WHAT IS NEEDED: Produce a word-for-word copy of the listing below without its pictures.

DATA:
══════
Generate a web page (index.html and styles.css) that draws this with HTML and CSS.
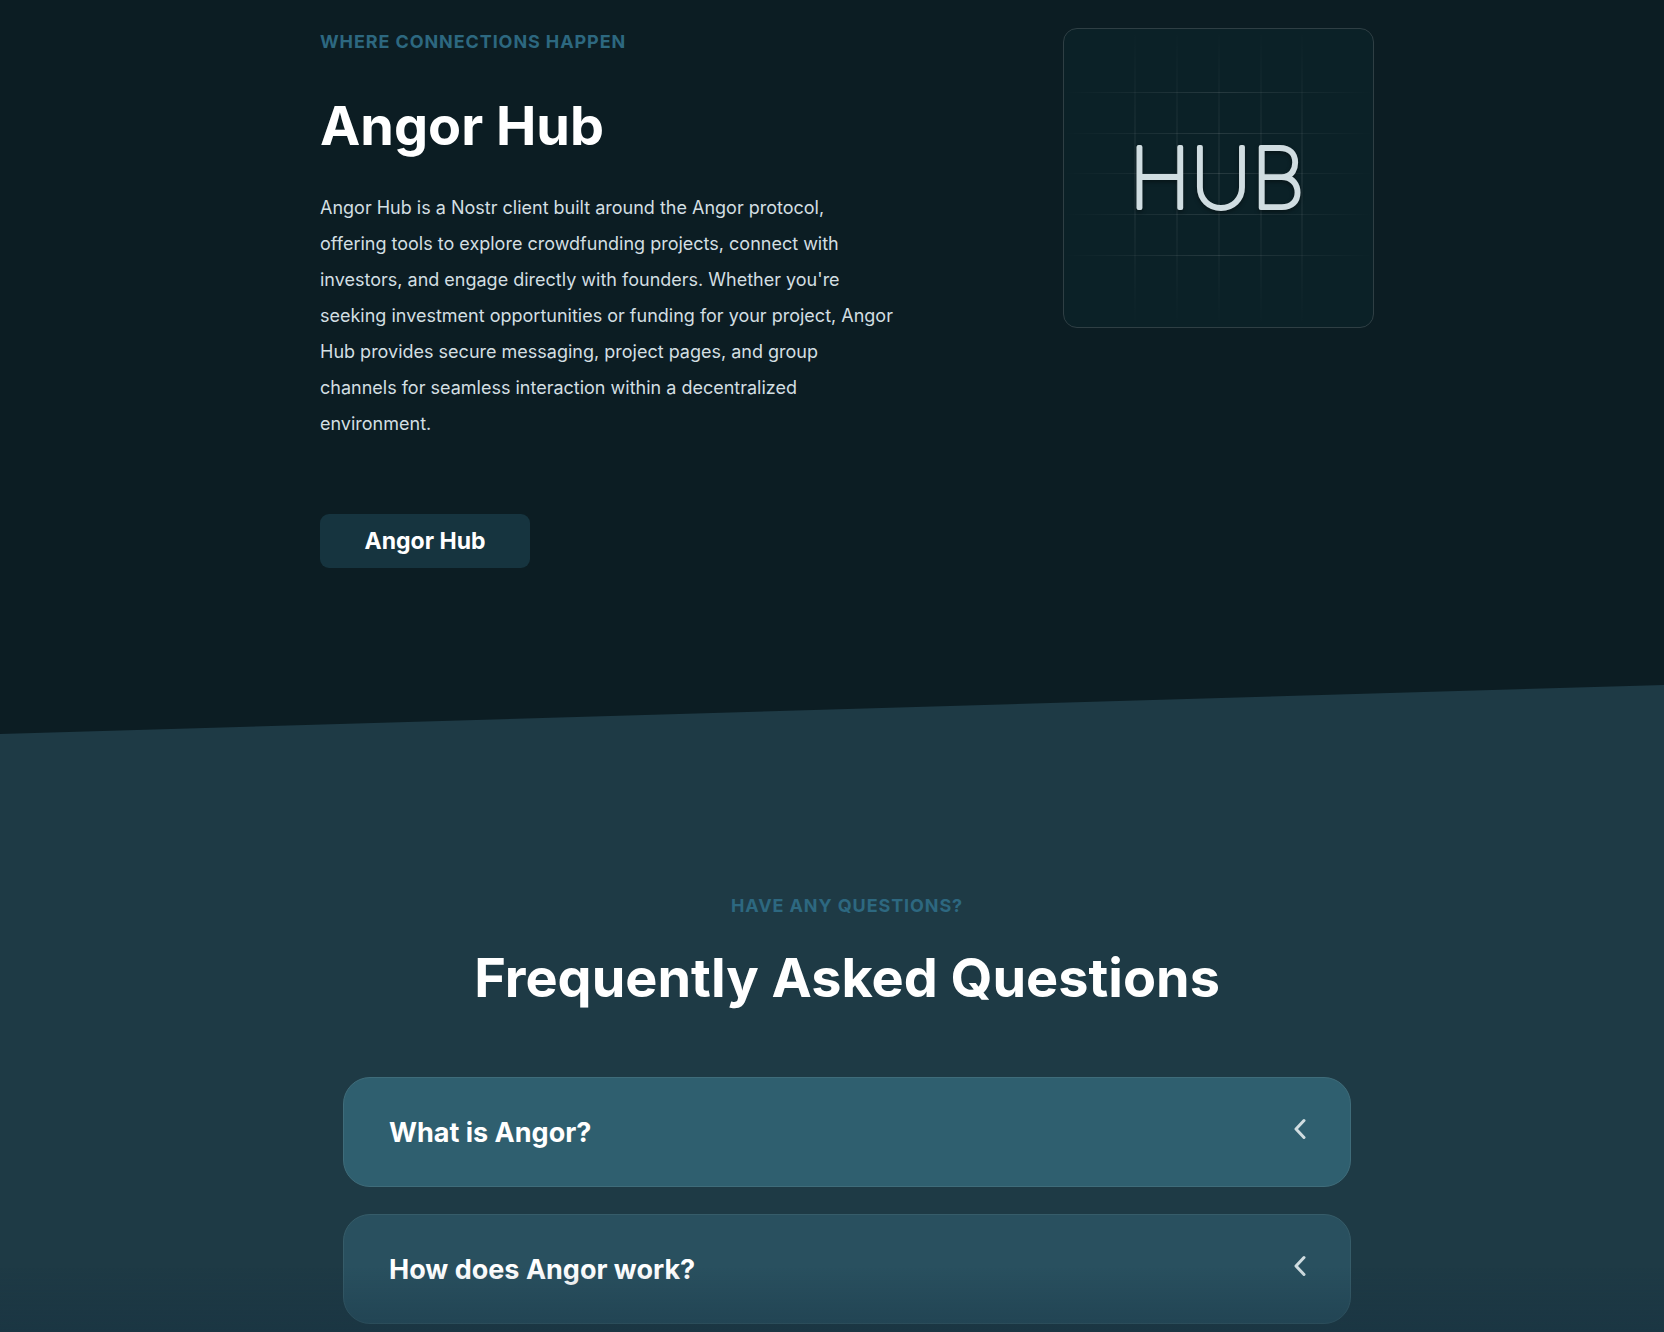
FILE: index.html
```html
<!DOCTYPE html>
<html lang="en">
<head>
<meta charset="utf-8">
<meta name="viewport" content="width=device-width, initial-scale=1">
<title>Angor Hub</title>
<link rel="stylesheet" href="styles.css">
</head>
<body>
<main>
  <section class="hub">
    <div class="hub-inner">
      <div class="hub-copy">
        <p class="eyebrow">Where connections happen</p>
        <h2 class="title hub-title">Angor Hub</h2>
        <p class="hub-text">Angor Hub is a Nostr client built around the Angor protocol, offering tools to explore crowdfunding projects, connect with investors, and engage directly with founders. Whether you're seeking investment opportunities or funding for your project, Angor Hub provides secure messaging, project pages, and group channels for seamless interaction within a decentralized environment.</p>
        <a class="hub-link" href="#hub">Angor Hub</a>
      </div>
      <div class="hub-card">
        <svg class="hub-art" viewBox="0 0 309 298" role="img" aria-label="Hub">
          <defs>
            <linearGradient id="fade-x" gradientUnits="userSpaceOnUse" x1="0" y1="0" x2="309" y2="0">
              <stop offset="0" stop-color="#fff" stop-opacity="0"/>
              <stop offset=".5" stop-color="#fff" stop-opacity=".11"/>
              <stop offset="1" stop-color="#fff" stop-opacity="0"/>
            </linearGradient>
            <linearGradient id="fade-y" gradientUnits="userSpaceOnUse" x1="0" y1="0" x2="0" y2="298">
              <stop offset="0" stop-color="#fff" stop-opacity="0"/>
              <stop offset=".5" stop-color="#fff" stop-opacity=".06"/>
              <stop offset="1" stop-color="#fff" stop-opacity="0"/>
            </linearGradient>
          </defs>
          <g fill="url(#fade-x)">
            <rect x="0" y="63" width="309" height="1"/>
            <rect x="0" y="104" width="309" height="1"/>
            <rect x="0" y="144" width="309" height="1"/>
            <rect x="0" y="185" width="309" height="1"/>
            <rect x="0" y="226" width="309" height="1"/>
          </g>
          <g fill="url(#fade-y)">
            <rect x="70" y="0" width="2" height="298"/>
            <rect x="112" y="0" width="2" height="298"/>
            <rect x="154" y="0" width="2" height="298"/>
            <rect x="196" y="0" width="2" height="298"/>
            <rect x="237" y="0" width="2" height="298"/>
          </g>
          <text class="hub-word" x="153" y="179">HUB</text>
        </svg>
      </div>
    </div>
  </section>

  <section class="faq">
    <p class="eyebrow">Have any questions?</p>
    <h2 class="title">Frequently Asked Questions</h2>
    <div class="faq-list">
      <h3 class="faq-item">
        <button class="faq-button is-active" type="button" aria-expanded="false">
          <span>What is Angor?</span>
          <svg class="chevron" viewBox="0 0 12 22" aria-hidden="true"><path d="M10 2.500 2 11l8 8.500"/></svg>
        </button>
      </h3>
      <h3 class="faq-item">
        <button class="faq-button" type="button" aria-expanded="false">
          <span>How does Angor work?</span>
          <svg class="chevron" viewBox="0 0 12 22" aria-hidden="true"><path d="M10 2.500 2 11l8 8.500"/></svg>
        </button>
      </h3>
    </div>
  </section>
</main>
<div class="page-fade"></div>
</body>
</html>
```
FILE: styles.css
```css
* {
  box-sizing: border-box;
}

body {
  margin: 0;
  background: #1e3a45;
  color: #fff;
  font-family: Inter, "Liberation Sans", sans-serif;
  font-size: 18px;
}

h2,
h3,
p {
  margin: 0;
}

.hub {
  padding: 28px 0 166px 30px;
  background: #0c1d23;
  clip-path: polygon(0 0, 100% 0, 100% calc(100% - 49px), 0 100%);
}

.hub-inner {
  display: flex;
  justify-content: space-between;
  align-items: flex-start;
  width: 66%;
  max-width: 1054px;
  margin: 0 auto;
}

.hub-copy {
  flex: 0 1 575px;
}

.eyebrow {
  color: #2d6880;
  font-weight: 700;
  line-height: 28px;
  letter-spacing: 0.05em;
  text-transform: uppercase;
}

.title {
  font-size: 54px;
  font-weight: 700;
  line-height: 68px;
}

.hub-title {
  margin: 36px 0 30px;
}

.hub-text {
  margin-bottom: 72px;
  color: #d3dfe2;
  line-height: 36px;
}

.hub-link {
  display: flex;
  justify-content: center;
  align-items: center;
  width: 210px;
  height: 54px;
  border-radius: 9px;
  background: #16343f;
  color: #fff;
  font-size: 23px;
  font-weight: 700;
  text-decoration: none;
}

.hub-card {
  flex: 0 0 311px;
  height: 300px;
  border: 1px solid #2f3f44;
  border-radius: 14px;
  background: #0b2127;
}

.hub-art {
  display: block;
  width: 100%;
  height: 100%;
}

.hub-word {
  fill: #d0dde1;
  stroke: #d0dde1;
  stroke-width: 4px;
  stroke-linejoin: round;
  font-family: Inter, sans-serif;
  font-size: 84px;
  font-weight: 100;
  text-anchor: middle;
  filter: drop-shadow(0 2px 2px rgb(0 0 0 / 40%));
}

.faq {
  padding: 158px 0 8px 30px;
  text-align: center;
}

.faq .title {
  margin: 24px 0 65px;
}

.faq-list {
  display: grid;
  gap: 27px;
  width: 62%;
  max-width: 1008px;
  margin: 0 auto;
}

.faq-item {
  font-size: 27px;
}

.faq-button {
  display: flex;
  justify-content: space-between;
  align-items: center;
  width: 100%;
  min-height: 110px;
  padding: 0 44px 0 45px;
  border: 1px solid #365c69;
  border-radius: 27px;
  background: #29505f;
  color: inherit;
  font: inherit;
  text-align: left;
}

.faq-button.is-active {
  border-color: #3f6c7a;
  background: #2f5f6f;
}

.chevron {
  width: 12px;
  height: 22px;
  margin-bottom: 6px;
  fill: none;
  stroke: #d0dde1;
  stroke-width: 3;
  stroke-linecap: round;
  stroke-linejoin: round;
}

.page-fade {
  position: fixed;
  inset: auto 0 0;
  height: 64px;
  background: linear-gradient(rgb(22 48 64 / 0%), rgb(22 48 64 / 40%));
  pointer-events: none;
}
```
══════
RESULT OF THIS EXERCISE:
Generate a web page (index.html and styles.css) that draws this with HTML and CSS.
FILE: index.html
```html
<!DOCTYPE html>
<html lang="en">
<head>
<meta charset="utf-8">
<meta name="viewport" content="width=device-width, initial-scale=1">
<title>Angor Hub</title>
<link rel="stylesheet" href="styles.css">
</head>
<body>
<main>
  <section class="hub">
    <div class="hub-inner">
      <div class="hub-copy">
        <p class="eyebrow">Where connections happen</p>
        <h2 class="title hub-title">Angor Hub</h2>
        <p class="hub-text">Angor Hub is a Nostr client built around the Angor protocol, offering tools to explore crowdfunding projects, connect with investors, and engage directly with founders. Whether you're seeking investment opportunities or funding for your project, Angor Hub provides secure messaging, project pages, and group channels for seamless interaction within a decentralized environment.</p>
        <a class="hub-link" href="#hub">Angor Hub</a>
      </div>
      <div class="hub-card">
        <svg class="hub-art" viewBox="0 0 309 298" role="img" aria-label="Hub">
          <defs>
            <linearGradient id="fade-x" gradientUnits="userSpaceOnUse" x1="0" y1="0" x2="309" y2="0">
              <stop offset="0" stop-color="#fff" stop-opacity="0"/>
              <stop offset=".5" stop-color="#fff" stop-opacity=".11"/>
              <stop offset="1" stop-color="#fff" stop-opacity="0"/>
            </linearGradient>
            <linearGradient id="fade-y" gradientUnits="userSpaceOnUse" x1="0" y1="0" x2="0" y2="298">
              <stop offset="0" stop-color="#fff" stop-opacity="0"/>
              <stop offset=".5" stop-color="#fff" stop-opacity=".06"/>
              <stop offset="1" stop-color="#fff" stop-opacity="0"/>
            </linearGradient>
          </defs>
          <g fill="url(#fade-x)">
            <rect x="0" y="63" width="309" height="1"/>
            <rect x="0" y="104" width="309" height="1"/>
            <rect x="0" y="144" width="309" height="1"/>
            <rect x="0" y="185" width="309" height="1"/>
            <rect x="0" y="226" width="309" height="1"/>
          </g>
          <g fill="url(#fade-y)">
            <rect x="70" y="0" width="2" height="298"/>
            <rect x="112" y="0" width="2" height="298"/>
            <rect x="154" y="0" width="2" height="298"/>
            <rect x="196" y="0" width="2" height="298"/>
            <rect x="237" y="0" width="2" height="298"/>
          </g>
          <text class="hub-word" x="153" y="179">HUB</text>
        </svg>
      </div>
    </div>
  </section>

  <section class="faq">
    <p class="eyebrow">Have any questions?</p>
    <h2 class="title">Frequently Asked Questions</h2>
    <div class="faq-list">
      <h3 class="faq-item">
        <button class="faq-button is-active" type="button" aria-expanded="false">
          <span>What is Angor?</span>
          <svg class="chevron" viewBox="0 0 12 22" aria-hidden="true"><path d="M10 2.500 2 11l8 8.500"/></svg>
        </button>
      </h3>
      <h3 class="faq-item">
        <button class="faq-button" type="button" aria-expanded="false">
          <span>How does Angor work?</span>
          <svg class="chevron" viewBox="0 0 12 22" aria-hidden="true"><path d="M10 2.500 2 11l8 8.500"/></svg>
        </button>
      </h3>
    </div>
  </section>
</main>
<div class="page-fade"></div>
</body>
</html>
```
FILE: styles.css
```css
* {
  box-sizing: border-box;
}

body {
  margin: 0;
  background: #1e3a45;
  color: #fff;
  font-family: Inter, "Liberation Sans", sans-serif;
  font-size: 18px;
}

h2,
h3,
p {
  margin: 0;
}

.hub {
  padding: 28px 0 166px 30px;
  background: #0c1d23;
  clip-path: polygon(0 0, 100% 0, 100% calc(100% - 49px), 0 100%);
}

.hub-inner {
  display: flex;
  justify-content: space-between;
  align-items: flex-start;
  width: 66%;
  max-width: 1054px;
  margin: 0 auto;
}

.hub-copy {
  flex: 0 1 575px;
}

.eyebrow {
  color: #2d6880;
  font-weight: 700;
  line-height: 28px;
  letter-spacing: 0.05em;
  text-transform: uppercase;
}

.title {
  font-size: 54px;
  font-weight: 700;
  line-height: 68px;
}

.hub-title {
  margin: 36px 0 30px;
}

.hub-text {
  margin-bottom: 72px;
  color: #d3dfe2;
  line-height: 36px;
}

.hub-link {
  display: flex;
  justify-content: center;
  align-items: center;
  width: 210px;
  height: 54px;
  border-radius: 9px;
  background: #16343f;
  color: #fff;
  font-size: 23px;
  font-weight: 700;
  text-decoration: none;
}

.hub-card {
  flex: 0 0 311px;
  height: 300px;
  border: 1px solid #2f3f44;
  border-radius: 14px;
  background: #0b2127;
}

.hub-art {
  display: block;
  width: 100%;
  height: 100%;
}

.hub-word {
  fill: #d0dde1;
  stroke: #d0dde1;
  stroke-width: 4px;
  stroke-linejoin: round;
  font-family: Inter, sans-serif;
  font-size: 84px;
  font-weight: 100;
  text-anchor: middle;
  filter: drop-shadow(0 2px 2px rgb(0 0 0 / 40%));
}

.faq {
  padding: 158px 0 8px 30px;
  text-align: center;
}

.faq .title {
  margin: 24px 0 65px;
}

.faq-list {
  display: grid;
  gap: 27px;
  width: 62%;
  max-width: 1008px;
  margin: 0 auto;
}

.faq-item {
  font-size: 27px;
}

.faq-button {
  display: flex;
  justify-content: space-between;
  align-items: center;
  width: 100%;
  min-height: 110px;
  padding: 0 44px 0 45px;
  border: 1px solid #365c69;
  border-radius: 27px;
  background: #29505f;
  color: inherit;
  font: inherit;
  text-align: left;
}

.faq-button.is-active {
  border-color: #3f6c7a;
  background: #2f5f6f;
}

.chevron {
  width: 12px;
  height: 22px;
  margin-bottom: 6px;
  fill: none;
  stroke: #d0dde1;
  stroke-width: 3;
  stroke-linecap: round;
  stroke-linejoin: round;
}

.page-fade {
  position: fixed;
  inset: auto 0 0;
  height: 64px;
  background: linear-gradient(rgb(22 48 64 / 0%), rgb(22 48 64 / 40%));
  pointer-events: none;
}
```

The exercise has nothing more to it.